大正末期から昭和の北山田から 第10回 都筑区の歴史を紐解く 文・絵 男全冨雄(『望郷』から引用)
農機具
戦後三十年代になり、急速に耕耘機(こううんき)が普及した。最初は小型のクボタが普及し、田起こし、代(しろ)かきに威力を発揮していた。これにより、農家の労働はかなり軽減できた。
中型耕耘機が出回ったが、小型ほど利用されなかった。脱穀機、籾摺機は、目覚ましい新機械が出回ってきた。草刈り機の変化も著しい。重さも三分の一くらいになった。
小型耕耘機に接続するリヤカーが運搬具として牛車にかわって使われていた。小型耕耘機はあらゆる機械の動力源として多用された。
機械ではないが、一輪車の普及は畑作業に、その他の小運搬作業にはなくてはならない道具になっていた。 すみれが丘に町が造成されてから、田圃に入れるきれいな水がなく、共同で井戸を掘り、水中ポンプで水を引いた。
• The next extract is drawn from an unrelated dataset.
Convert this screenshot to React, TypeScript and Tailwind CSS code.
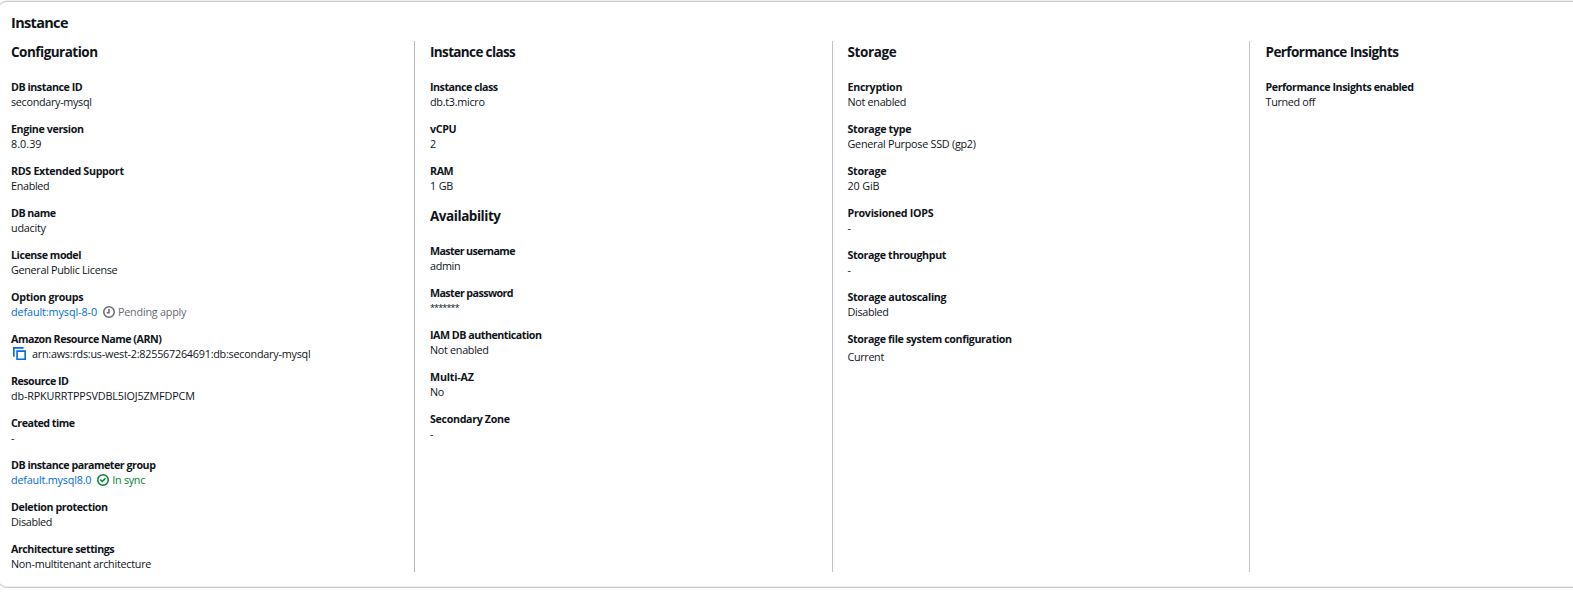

この頃から生活環境が変わり始め、農村北山田の将来に不安が出てきた。
自動車
自動車は夢のまた夢であった。
とにかく三輪車が農家で使われるようになったことは画期的であった。最初、農家が三輪車を持つことは、経済を考えない無謀なことと言われていた。その三輪車も初めは棒ハンドルで、丸ハンドルになった時は、夢のようであった。今にしてみれば、高級乗用車を取得した気分であった。
三輪車のよいところは、回転半径の小さいこと、燃費がよく、路地でもハンドルの余裕があったことだが、三輪のため、安定は悪かった。
その後、軽自動車ミゼットが普及し重宝したが、この頃、軽三輪が再び見直されていた。
三十年後半頃から、四輪車にかわり、いつしか農家でトラック、乗用車と二台持つようになり、近年は一人が一台持つようになっていった。
当初は自動車のパンクは付きもので、パンク修理も自分で行った。
三輪車の初めは、始動は足で踏み込むキック式だったため、かかとの関節を傷めた者が多かった。
四輪車の始動は、クランクでエンジンを回してやるが、ガソリンの吸い込み過ぎでエンジンがかからず、何回もプラグを掃除してやっと始動させた。
道路の路肩が弱く、落車が多かったが、運転手は見知らぬ者でも手伝いあった。
嫁入りにも三十年代は農協の三輪車が多かった。
運転手が酔っぱらっても車が少ないので事故はなかった。自動車の普及によって東京方面への肥汲(こえく)みも牛車から三輪車にかわった。